Embellishments add drama to an Alfred Angelo gown.
“Creating beading on flowers gives the dress a more dimensional look; it’s not so flat,” says Kelly.
Another defining feature of the gowns is the use of jewelry or jeweled effects in their styles. Taffeta sashes with a crystal brooch on an A-line gown at Vera Wang and Angel Sanchez’s silk tulle gown over gauze with an inset of dramatic silver embroidery create a sparkling halo for brides. Those styles are inspiring brides to look for similar looks at slightly lower prices
“Our customer is very interested in what stands out,” says Lynn Medoff, owner and designer of Lena Medoyeff Bridal in Portland, Ore., where bridal gowns range in price from $400 to $1,200. “Customers are requesting that type of embellishment that allows their individuality to shine through.”
How brides wear the embellished gown can be an even more important decision than deciding on their milestone dress.

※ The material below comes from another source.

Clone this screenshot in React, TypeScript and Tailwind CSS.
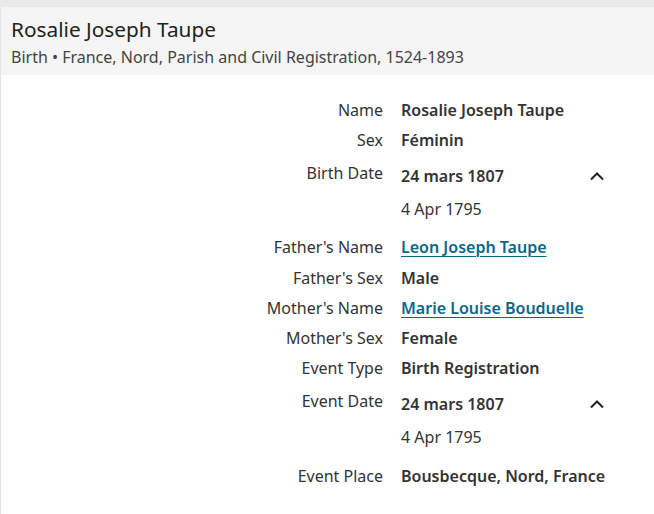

Some designers encourage their brides to have fun and go for the gusto when it comes to accessorizing their dream dress, especially if they’re given heirlooms or jewels by their fiancé, says Alfred Angelo’s Shettel.
“My personal motto has always been: ‘Do whatever you feel is right for you and do not let fashion dictate what you should wear,’” says Rani Totman, designer for Dallas-based St. Pucchi, whose gowns are known for intricate embroidery.
Others worry about sensory overload or the gaudy factor. Lazaro suggests opting for a clean neckline and no necklace for a bride’s red-carpet glide down the aisle.
“The bride just needs pretty earrings or hairpins or a veil,” says Barbie Roberts, buyer for the bridal department at Julian Gold in San Antonio, Texas. “When a dress has embellishments, brides need to scale back everything else.”